De Benedetti no son pocos los recuerdos y siempre será mucha su presencia. Apenas despertábamos a los afanes de la vida y ya estaba ahí, escoltando los primeros escarceos amorosos y descubriéndonos palabras e historias que nutrían nuestra incipiente conciencia social. Curiosamente, no esperábamos mucho de este fecundo creador. En la prepa, los maestros de literatura nos enseñaron a esquivarlo, a no dejarnos cautivar por la sencillez de sus argumentos y a evadir la facilidad de sus versos. ¡Panfletario y redundante!, tronó el salón de clases cuando exhibimos nuestras lecturas Montevideanas.
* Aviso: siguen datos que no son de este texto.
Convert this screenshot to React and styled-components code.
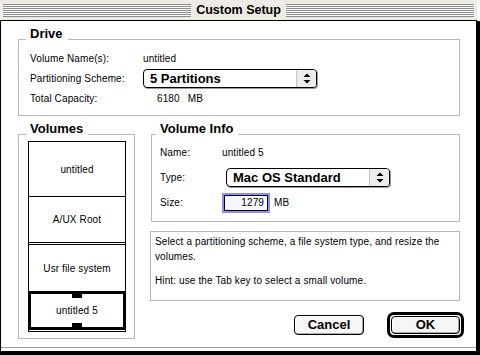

Pero ya era demasiado tarde: Hagamos un trato, era una forma sencilla, primaria, de expresar el amor y, sin darnos cuenta, comenzamos a plagiarlo, a reinventar sus poemas, a hablar con sus palabras que de ningún modo nos eran ajenas en ese tiempo en que prevalecían el “latinoamericanismo”, la Nueva Trova y una izquierda verdaderamente comprometida con las causas sociales. Después lo seguimos memorizando en las interpretaciones de Nacha Guevara, de Serrat, de Milanés, hasta que perdimos la vergüenza y lo recitamos y cantamos a toda voz en las tropicales noches de parranda.

Con el paso de los años, Benedetti se volvió un hábito, un descuido, un apunte instintivo. El tiempo no se detuvo y cada vez La Tregua nos es más cercana (sí, estamos muy próximos de Martín Santomé); casi con temor tropezamos con Pasatiempo. Aquellos viejos poemas quedaron grabados junto a nombres que a veces son relámpagos que iluminan el desvelo. A Mario Benedetti lo evoco, como a Fernando Nieto, como a Ciprián Cabrera, como a Waldemar Noh, con la familiaridad de un hermano mayor que nos enseñó las cosas más simples de la existencia.